On the other hand, "Strafford led to Execution," when Laud stretches his lawn-covered arms out of the small high window of his cell to give him a blessing as he passes along the corridor, is perfect; and the splendid scene of Richelieu in his gorgeous barge, preceding the boat containing Cinq-Mars and De Thou carried to execution by their guards, is perhaps the most dramatic semi-historical work ever done. His 1835 "Assassination of the duc de Guise at Blois" is an exacting historical study was well a dramatic insight into human nature. Other important Delaroche works include "The Princes in the Tower" and the "La Jeune Martyr" (Young female Martyr floating dead on the Tiber).

Delaroche's love for Horace Vernet's young daughter Louise was the absorbing passion of his life. In 1835, he exhibited the "Head of an Angel," which was based on a study of her. It is said that Delaroche never recovered from the shock of her 1845 death. After her death his finest works were the extremely serious sequence of small elaborate pictures of incidents in the Passion. Two of these, the Virgin and the other Manes, with the apostles Peter and John, within a nearly dark apartment, hearing the crowd as it passes haling Christ to Calvary, and St John conducting the Virgin home again after all is over, are beyond all praise as exhibiting the divine story from a simply human point of view. They are pure and elevated, and also dramatic and painful.
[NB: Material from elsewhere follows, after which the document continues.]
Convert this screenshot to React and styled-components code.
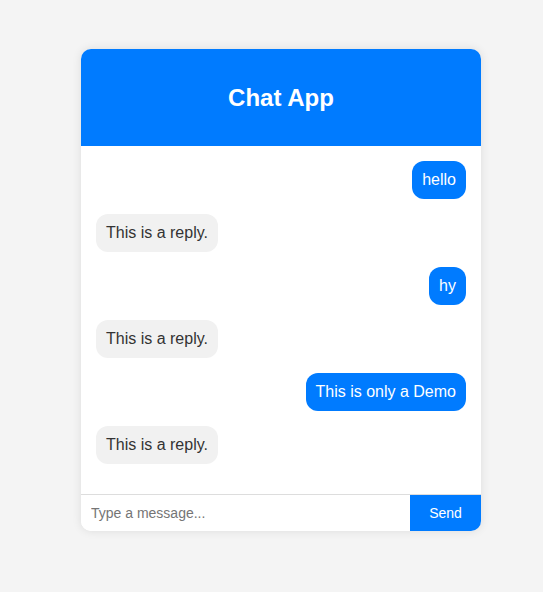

Delaroche was not troubled by ideals, and had no affectation of them. His sound but hard execution allowed no mystery to intervene between him and his motif, which was always intelligible to the million, so that he escaped all the waste of energy that painters who try to be poets on canvas suffer. Thus it is that essentially the same treatment was applied by him to the characters of distant historical times, the founders of the Christian religion, and the real people of his own day, such as "Napoleon at Fontainebleau," or "Napoleon at St Helena," or "Marie Antoinette leaving the Convention after her sentence."

In 1837 Delaroche received the commission for the great picture, 27 metres long, in the hemicycle of the award theatre of the École des Beaux Arts. The commission came from the Ecole's architect, Felix Duban. This represents seventy-five great artists of all ages, in conversation, assembled in groups on either hand of a central elevation of white marble steps, on the topmost of which are three thrones filled by the creators of the Parthenon: architect Phidias, sculptor Ictinus, and painter Apelles, symbolizing the unity of these arts.

To supply the female element in this vast composition he introduced the genii or muses, who symbolize or reign over the arts, leaning against the balustrade of the steps, beautiful and queenly figures with a certain antique perfection of form, but not informed by any wonderful or profound expression. The portrait figures are nearly all unexceptionable and admirable. This great and successful work is on the wall itself, an inner wall however, and is executed in oil. It was finished in 1841, and considerably injured by a fire which occurred in 1855, which injury he immediately set himself to remedy (finished by Joseph-Nicolas Robert-Fleury); but he died before he had well begun, on the 4th of November 1856.